I entered kindergarten during the 1983-1984 school year. My favorite videos were Eddie Grant's "Electric Avenue" and "What A Feeling" from Flashdance. I had no idea the film was about some stripper in Pittsburgh, nor would I have cared. The styles of the time included trickle-down mass punk; ripped, spiked and safety pinned. I, for one, was obsessed with having Big Girl shoes. Today they'd be equivalent to the classic Ferragamo Varina flats. My shoes always had some contraption to keep my little feet in place. Whether it be show laces or a buckle strap, the secured shoe stayed on during rigorous PE sessions of kick ball.
Since I was relegated to white knock off Adidas (they had 4 pink stripes instead of 3), I needed to step up my game. It was the 80s and the sneakers were too casual for me. Enter church stockings stage left.
My wardrobe of worship consisted of a multitude of dresses, and never mingled with my school clothes: t-shirts, jeans, and denim skirts. Within my church wardrobe I had stockings of every 80s persuasion: yellow lace, plain Rubble Bubble pink, and my favorite, white with little red hearts all over.
Back then, my mother dictated what I wore while I ate Cap'n Crunch and watched Inspector Gadget. But, soon I began a campaign for the clothes I wanted to wear.
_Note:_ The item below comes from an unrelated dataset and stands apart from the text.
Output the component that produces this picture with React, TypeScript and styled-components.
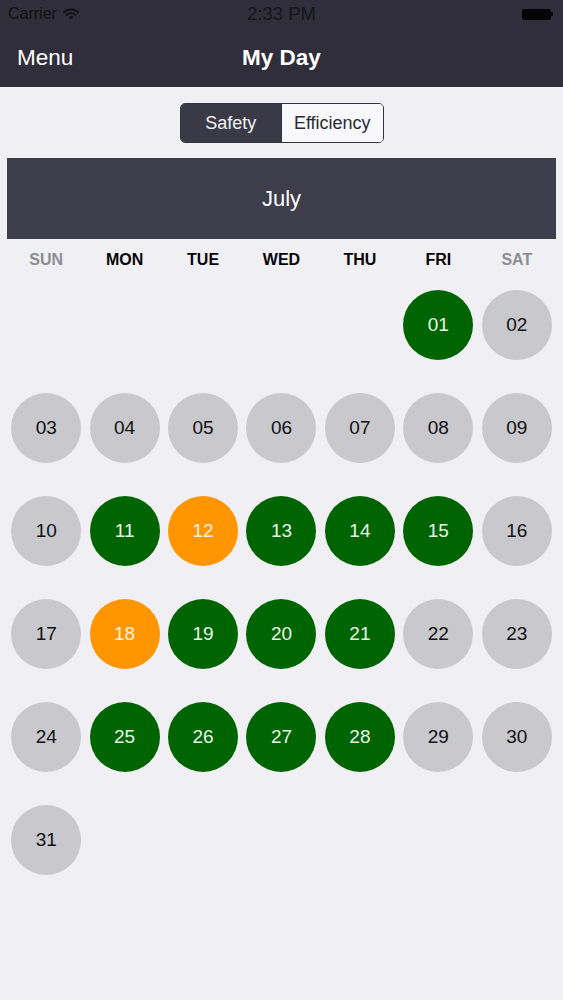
import styled, { createGlobalStyle } from 'styled-components';

type DayStatus = 'none' | 'good' | 'warn';

const GlobalStyle = createGlobalStyle`
  html, body {
    margin: 0;
    padding: 0;
    background: #efeff4;
    font-family: 'Liberation Sans', Arial, sans-serif;
  }
`;

const Screen = styled.div`
  width: 563px;
  min-height: 1000px;
  background: #efeff4;
`;

const TopBar = styled.header`
  background: #2f2e3a;
`;

const StatusBar = styled.div`
  height: 28px;
  display: grid;
  grid-template-columns: 1fr auto 1fr;
  align-items: center;
  padding: 0 8px;
  color: #101014;
  font-size: 16px;
`;

const Carrier = styled.div`
  display: flex;
  align-items: center;
  gap: 6px;
`;

const Clock = styled.div`
  font-size: 18.5px;
  color: #15151a;
`;

const Battery = styled.div`
  justify-self: end;
  display: flex;
  align-items: center;
  margin-right: 2px;
`;

const BatteryBody = styled.div`
  width: 29px;
  height: 11px;
  border-radius: 2px;
  background: #050507;
`;

const BatteryNub = styled.div`
  width: 2px;
  height: 4px;
  background: #050507;
  border-radius: 0 1px 1px 0;
`;

const NavBar = styled.div`
  height: 59px;
  display: grid;
  grid-template-columns: 1fr auto 1fr;
  align-items: center;
  padding: 0 17px;
  color: #fff;
  font-size: 22.5px;
`;

const NavTitle = styled.div`
  font-weight: 700;
`;

const Content = styled.main`
  padding: 16px 7px 0;
  display: flex;
  flex-direction: column;
  align-items: center;
`;

const Segmented = styled.div`
  display: flex;
  width: 204px;
  height: 40px;
  border: 1px solid #34343f;
  border-radius: 5px;
  overflow: hidden;
  box-sizing: border-box;
`;

const Segment = styled.div<{ $active: boolean }>`
  flex: 1;
  display: flex;
  align-items: center;
  justify-content: center;
  font-size: 18px;
  background: ${(p) => (p.$active ? '#3a3a47' : '#f8f8fa')};
  color: ${(p) => (p.$active ? '#f2f2f4' : '#2a2a33')};
  & + & {
    border-left: 1px solid #34343f;
  }
`;

const MonthBar = styled.div`
  margin-top: 15px;
  align-self: stretch;
  height: 81px;
  background: #3d3d4b;
  color: #fff;
  display: flex;
  align-items: center;
  justify-content: center;
  font-size: 22px;
`;

const Grid = styled.div`
  align-self: stretch;
  display: grid;
  grid-template-columns: repeat(7, 1fr);
`;

const WeekDay = styled.div<{ $weekend: boolean }>`
  height: 42px;
  margin-bottom: 9px;
  display: flex;
  align-items: center;
  justify-content: center;
  font-size: 16px;
  font-weight: 700;
  color: ${(p) => (p.$weekend ? '#8d8d93' : '#050505')};
`;

const Cell = styled.div`
  height: 103px;
  display: flex;
  justify-content: center;
`;

const colors: Record<DayStatus, { bg: string; fg: string }> = {
  none: { bg: '#c8c8cd', fg: '#111' },
  good: { bg: '#006400', fg: '#e8f5e8' },
  warn: { bg: '#ff9500', fg: '#fff3e0' },
};

const DayCircle = styled.div<{ $status: DayStatus }>`
  width: 70px;
  height: 70px;
  border-radius: 50%;
  display: flex;
  align-items: center;
  justify-content: center;
  font-size: 19px;
  background: ${(p) => colors[p.$status].bg};
  color: ${(p) => colors[p.$status].fg};
`;

const WifiIcon = () => (
  <svg width="16" height="12" viewBox="0 0 16 12">
    <path d="M1 4.2a10 10 0 0 1 14 0" stroke="#101014" strokeWidth="1.8" fill="none" strokeLinecap="round" />
    <path d="M3.6 6.8a6.4 6.4 0 0 1 8.8 0" stroke="#101014" strokeWidth="1.8" fill="none" strokeLinecap="round" />
    <path d="M8 11.5l-2.2-2.4a3.1 3.1 0 0 1 4.4 0z" fill="#101014" />
  </svg>
);

const weekDays = ['SUN', 'MON', 'TUE', 'WED', 'THU', 'FRI', 'SAT'];

const good = [1, 11, 13, 14, 15, 19, 20, 21, 25, 26, 27, 28];
const warn = [12, 18];

const statusOf = (day: number): DayStatus => {
  if (good.includes(day)) return 'good';
  if (warn.includes(day)) return 'warn';
  return 'none';
};

// July starts on a Friday
const firstOffset = 5;

export default function App() {
  const cells: (number | null)[] = [];
  for (let i = 0; i < firstOffset; i++) cells.push(null);
  for (let d = 1; d <= 31; d++) cells.push(d);

  return (
    <Screen>
      <GlobalStyle />
      <TopBar>
        <StatusBar>
          <Carrier>
            Carrier
            <WifiIcon />
          </Carrier>
          <Clock>2:33 PM</Clock>
          <Battery>
            <BatteryBody />
            <BatteryNub />
          </Battery>
        </StatusBar>
        <NavBar>
          <div>Menu</div>
          <NavTitle>My Day</NavTitle>
          <div />
        </NavBar>
      </TopBar>
      <Content>
        <Segmented>
          <Segment $active>Safety</Segment>
          <Segment $active={false}>Efficiency</Segment>
        </Segmented>
        <MonthBar>July</MonthBar>
        <Grid>
          {weekDays.map((w, i) => (
            <WeekDay key={w} $weekend={i === 0 || i === 6}>
              {w}
            </WeekDay>
          ))}
          {cells.map((d, i) => (
            <Cell key={i}>
              {d !== null && (
                <DayCircle $status={statusOf(d)}>
                  {String(d).padStart(2, '0')}
                </DayCircle>
              )}
            </Cell>
          ))}
        </Grid>
      </Content>
    </Screen>
  );
}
As this was a quarter of a century ago, I can't remember exactly how long the campaign lasted, but it must have been long. Mommy is an Aries/Taurus cusp. She doesn't budge.
Everyday I'd ask her if I could wear my stockings with my sneakers. My church shoes were black patent with a buckle. While they served their purpose at a house of worship, they would have been too too at school. Every time I asked her, I got an emphatic NO as an answer. I can't recall her reasoning, something along the lines of sneakers and stockings not going together or me running the stockings while playing. But I persisted, and finally, she surrendered.
I was psyched out of my mind to be wearing this special hosiery. In addition to the fake Adidas sneakers, I wore what I now consider to be my uniform at the time: Miss Peggy t-shirt in which she's wearing a tank top, shorts that are far too tight, and some roller skates. USA was emblazoned on the shirt, probably in lieu of the '84 Olympics in Los Angeles. The bottom half of my outfit was a simple, denim pencil skirt.
When I got dressed in said uniform, I thought my look was fire. I made sure Mommy gave me the special hair style, too. Instead of two pig tails, I got 4 (concurrent with my fake Adidas), which were reserved for Church or picture day at school.
After my mother walked me to school, my intention was to show all the other five and six-year-olds my fashion savvy...maybe some upper classmen, too. As soon as I got outside of Mrs. Week's kindergarten class, my colleagues started in on me. They laughed and laughed. And when they were done laughing, they laughed some more. These were kids I considered friends of mine. Good friends. One after the other, boys and girls alike, asked me what I was thinking. No one wore sneakers with stockings. Only crazy people did that apparently. I wanted to be a vanguard, but it backfired.
I had yet to get those Big Girl shoes from Zayre that my parents had promised me. Stockings would have looked great with those. But I insisted on wearing my stockings then; I wasn't terribly concerned with footwear. I was making due with what I had.
After a day of what seemed like non-stop ribbing, I finally made my way home on a walk with Mommy. As embarrassed as I was, I told her what happened. She didn't spare me from any "I told you so" or "Next time, listen to me." I got plenty of those. But I'm grateful that she allowed me to wear the stockings so I'd be able to see why the combination wasn't a good idea.
I would eventually get my Big Girl shoes...the next year. I didn't have any more patience then than I do today, but they were worth the wait.
With Stanton + Williams Style Therapy, I try to give clients on the younger side more leeway. They haven't had a chance to develop their own style and have a feel for what works for them and what doesn't. It's crucial to make mistakes, and even spend all day being embarrassed out of your mind. On the other hand, for my more mature clients, my mother's voice of reason filters down through me. If I can spare them from a day of heckling, it's worth my hourly rate.